MELBOURNE (Reuters) -Fortescue Metals Group Ltd reported its highest ever annual profit and dividend on Monday due to sky-high iron ore prices but senior management received a surprise cut to bonus payments.
Top executives will receive just 28% of what they could have gained in a long-term incentive plan, the world’s fourth-largest iron ore miner said. It cited community expectations around executive pay and noted its results were in part due to robust market pricing that was outside the control of management.
The steep cut in expected bonus payments, which analysts described as unusual, will affect some 30 people. For some executives it comes on top of cuts to a separate bonus scheme after a cost blowout and delays at Fortescue’s Iron Bridge magnetite project.
Fortescue posted an underlying net profit of $10.35 billion, up from $4.75 billion a year ago, and not far off a forecast compiled by Vuma of $10.41 billion.
Asked about the bonus cuts, Chairman Andrew Forrest said everyone was well paid while Chief Executive Elizabeth Gaines said top management were all shareholders and would also benefit that way.
Fortescue will pay a final dividend of A$2.11 per share, up from A$1 a share last year, taking its total dividend for the year to A$3.58, or A$11 billion ($8 billion).
That will add about $1.6 billion to Forrest’s wealth. The company’s biggest shareholder with a stake of 36.6% is also Australia’s richest man with a net wealth of more than $17 billion according to Forbes.
The results sent Fortescue’s shares rallying 6%.
Rivals BHP Group here and Rio Tinto here have also reported record profits and paid bumper dividends on the back of resilient demand from China, the world’s top consumer, and supply issues in Brazil.
Prices peaked above $230 a tonne in May before dropping to $140 a tonne this month on a recovery in output from Brazil and a tougher stand on emissions in China.
“We fear the peak has passed, the iron ore price cycle and by extension the earnings and share price cycles are also … lower over time,” said analyst Peter O’Connor of Shaw and Partners.
“Time to think seriously about recycling some FMG capital into other value opportunities.”
The miner shipped 182.2 million tonnes (Mt) of iron ore in fiscal 2021, and expects as much as 185 Mt to go out in fiscal 2022.
The company is also said it expects to spend up to $600 million in fiscal 2022 on Fortescue Future Industries, which is developing green energy projects around the world.
The unit last year signed a memorandum of understanding with the government of Afghanistan last year to conduct studies for the development of hydropower and geothermal projects as well on mineral resources.

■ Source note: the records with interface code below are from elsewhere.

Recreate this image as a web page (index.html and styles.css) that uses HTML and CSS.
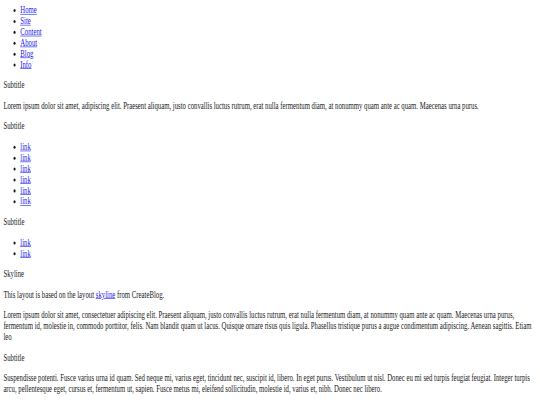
FILE: index.html
```html
<!DOCTYPE html>
<html>
<head>
<meta charset="utf-8">
<title>Skyline</title>
<link rel="stylesheet" href="styles.css">
</head>
<body>
<div class="page">
  <ul class="nav">
    <li><a href="#">Home</a></li>
    <li><a href="#">Site</a></li>
    <li><a href="#">Content</a></li>
    <li><a href="#">About</a></li>
    <li><a href="#">Blog</a></li>
    <li><a href="#">Info</a></li>
  </ul>
  <p class="subtitle">Subtitle</p>
  <p>Lorem ipsum dolor sit amet, adipiscing elit. Praesent aliquam, justo convallis luctus rutrum, erat nulla fermentum diam, at nonummy quam ante ac quam. Maecenas urna purus.</p>
  <p class="subtitle">Subtitle</p>
  <ul class="links">
    <li><a href="#">link</a></li>
    <li><a href="#">link</a></li>
    <li><a href="#">link</a></li>
    <li><a href="#">link</a></li>
    <li><a href="#">link</a></li>
    <li><a href="#">link</a></li>
  </ul>
  <p class="subtitle">Subtitle</p>
  <ul class="links">
    <li><a href="#">link</a></li>
    <li><a href="#">link</a></li>
  </ul>
  <p class="subtitle">Skyline</p>
  <p>This layout is based on the layout <a href="#">skyline</a> from CreateBlog.</p>
  <p>Lorem ipsum dolor sit amet, consectetuer adipiscing elit. Praesent aliquam, justo convallis luctus rutrum, erat nulla fermentum diam, at nonummy quam ante ac quam. Maecenas urna purus, fermentum id, molestie in, commodo porttitor, felis. Nam blandit quam ut lacus. Quisque ornare risus quis ligula. Phasellus tristique purus a augue condimentum adipiscing. Aenean sagittis. Etiam leo</p>
  <p class="subtitle">Subtitle</p>
  <p>Suspendisse potenti. Fusce varius urna id quam. Sed neque mi, varius eget, tincidunt nec, suscipit id, libero. In eget purus. Vestibulum ut nisl. Donec eu mi sed turpis feugiat feugiat. Integer turpis arcu, pellentesque eget, cursus et, fermentum ut, sapien. Fusce metus mi, eleifend sollicitudin, molestie id, varius et, nibh. Donec nec libero.</p>
  <p class="subtitle">Subtitle</p>
  <p>Lorem ipsum dolor sit amet, consectetuer adipiscing elit.</p>
</div>
</body>
</html>
```
FILE: styles.css
```css
html {
  overflow: hidden;
}
body {
  margin: 0;
  background: #ffffff;
}
.page {
  width: 1264px;
  padding: 8px;
  font-family: "Liberation Serif", "Times New Roman", serif;
  font-size: 16px;
  color: #1a1a1a;
  transform: scale(0.4219, 0.605);
  transform-origin: 0 0;
}
.page p {
  margin: 16px 0;
}
.page ul {
  margin: 16px 0;
  padding-left: 40px;
}
.page ul.nav {
  margin-top: 0;
}
.page a {
  color: #1a1aee;
}
```
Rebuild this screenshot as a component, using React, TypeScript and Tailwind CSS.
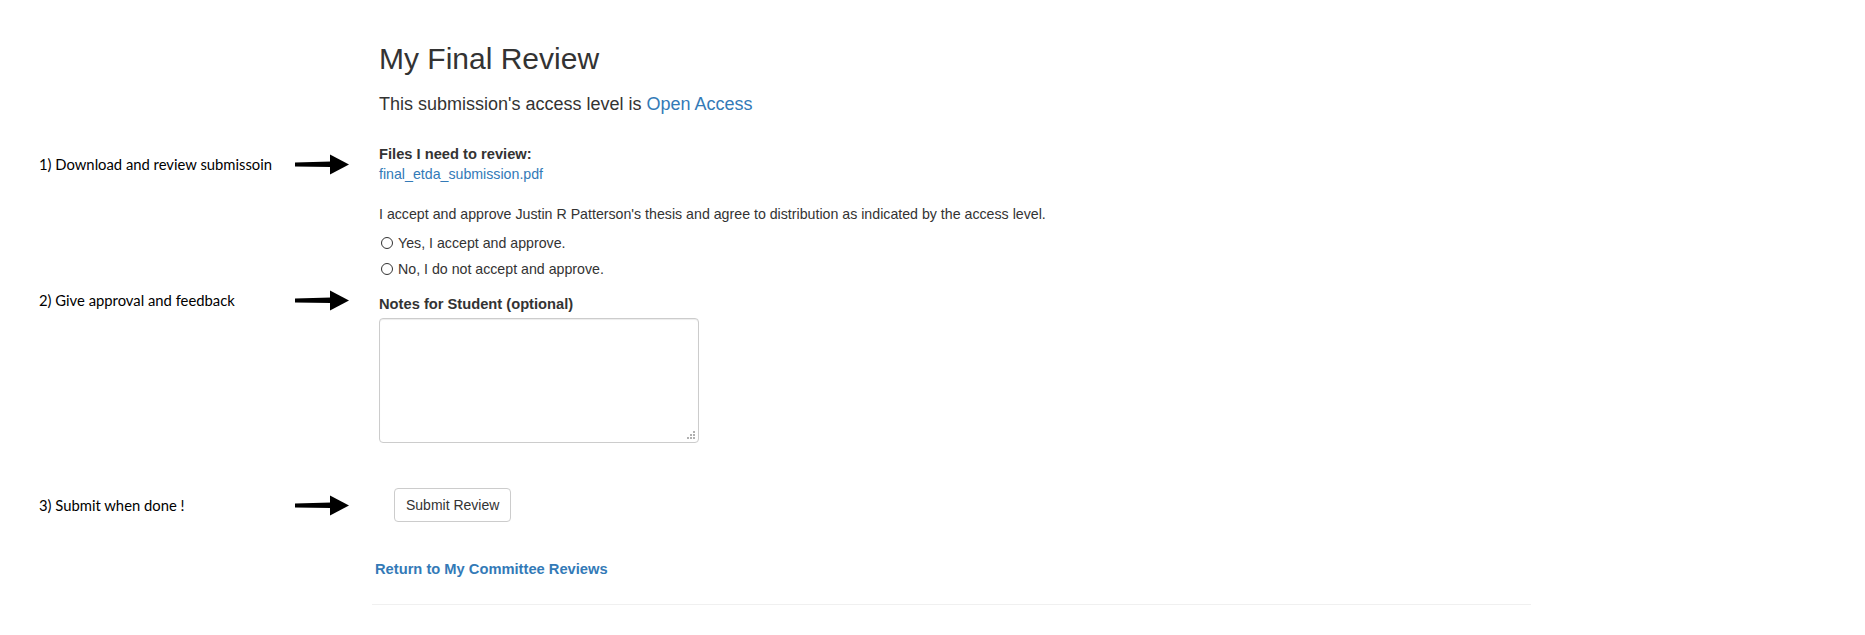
import React from 'react';

const Arrow: React.FC = () => (
    <svg width="54" height="21" viewBox="0 0 54 21" className="shrink-0">
        <polygon points="0,8.5 36,7.5 36,13 0,12.5" fill="#000" />
        <polygon points="35,0.5 54,10.5 35,20.5" fill="#000" />
    </svg>
);

// left column: the hand-written steps with their arrows
const Note: React.FC<{ text: string; className?: string }> = ({ text, className = '' }) => (
    <div className={`w-[379px] shrink-0 flex items-center pl-[39px] ${className}`}>
        <div className="w-[256px] font-['Lato',sans-serif] text-[14.8px] text-black">{text}</div>
        <Arrow />
    </div>
);

const Spacer: React.FC = () => <div className="w-[379px] shrink-0" />;

const App: React.FC = () => {
    return (
        <div className="min-h-screen bg-white font-['Liberation_Sans',Arial,sans-serif] text-[#333] pt-[43px]">
            {/* Heading */}
            <div className="flex">
                <Spacer />
                <div className="flex flex-col">
                    <h2 className="text-[30px] leading-[32px]">My Final Review</h2>
                    <p className="mt-[17px] text-[18px] leading-[25px]">
                        This submission's access level is <a className="text-[#337ab7]">Open Access</a>
                    </p>
                </div>
            </div>

            {/* Files */}
            <div className="flex mt-[28px]">
                <Note text="1) Download and review submissoin" />
                <div className="flex flex-col">
                    <div className="text-[14.7px] font-bold leading-[19px]">Files I need to review:</div>
                    <a className="text-[14.2px] leading-[20px] text-[#337ab7]">final_etda_submission.pdf</a>
                </div>
            </div>

            {/* Approval */}
            <div className="flex mt-[20px]">
                <Spacer />
                <div className="flex flex-col text-[14.2px] leading-[20px]">
                    <p>I accept and approve Justin R Patterson's thesis and agree to distribution as indicated by the access level.</p>
                    <label className="flex items-center mt-[9px]">
                        <input type="radio" name="approve" className="appearance-none w-[12px] h-[12px] rounded-full border border-[#333] ml-[2px] mr-[5px]" />
                        Yes, I accept and approve.
                    </label>
                    <label className="flex items-center mt-[6px]">
                        <input type="radio" name="approve" className="appearance-none w-[12px] h-[12px] rounded-full border border-[#333] ml-[2px] mr-[5px]" />
                        No, I do not accept and approve.
                    </label>
                </div>
            </div>

            {/* Notes */}
            <div className="flex items-center h-[20px] mt-[15px]">
                <Note text="2) Give approval and feedback" className="mb-[8px]" />
                <div className="text-[14.7px] font-bold leading-[20px]">Notes for Student (optional)</div>
            </div>
            <div className="flex mt-[4px]">
                <Spacer />
                <div className="relative">
                    <textarea className="block w-[320px] h-[125px] resize-none border border-[#ccc] rounded-[4px] shadow-[inset_0_1px_1px_rgba(0,0,0,0.075)] outline-none" />
                    {/* resize grip */}
                    <div className="absolute right-[4px] bottom-[4px] grid grid-cols-3 gap-[1px]">
                        <span className="w-[2px] h-[2px]" />
                        <span className="w-[2px] h-[2px]" />
                        <span className="w-[2px] h-[2px] bg-[#b0b0b0]" />
                        <span className="w-[2px] h-[2px]" />
                        <span className="w-[2px] h-[2px] bg-[#b0b0b0]" />
                        <span className="w-[2px] h-[2px] bg-[#b0b0b0]" />
                        <span className="w-[2px] h-[2px] bg-[#b0b0b0]" />
                        <span className="w-[2px] h-[2px] bg-[#b0b0b0]" />
                        <span className="w-[2px] h-[2px] bg-[#b0b0b0]" />
                    </div>
                </div>
            </div>

            {/* Submit */}
            <div className="flex mt-[45px]">
                <Note text="3) Submit when done !" />
                <button className="ml-[15px] h-[34px] px-[11px] bg-white border border-[#ccc] rounded-[4px] text-[14px] text-[#333]">
                    Submit Review
                </button>
            </div>

            <div className="flex mt-[37px]">
                <Spacer />
                <a className="-ml-[4px] text-[14.7px] font-bold leading-[20px] text-[#337ab7]">Return to My Committee Reviews</a>
            </div>

            <div className="flex mt-[25px]">
                <Spacer />
                <div className="-ml-[7px] w-[1159px] border-t border-[#f0f0f0]" />
            </div>
        </div>
    );
};

export default App;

Asked if what would happen now that the Taliban had seized power, Forrest said Fortescue “would meaningfully engage with anybody including the Taliban” if they met four conditions laid out in the company’s contracts.
The conditions are equal education outcomes for girls and boys, the abolishment of all forms of forced slavery, child marriage and modern slavery, which is often defined as severe exploitation of people for personal or commercial gain.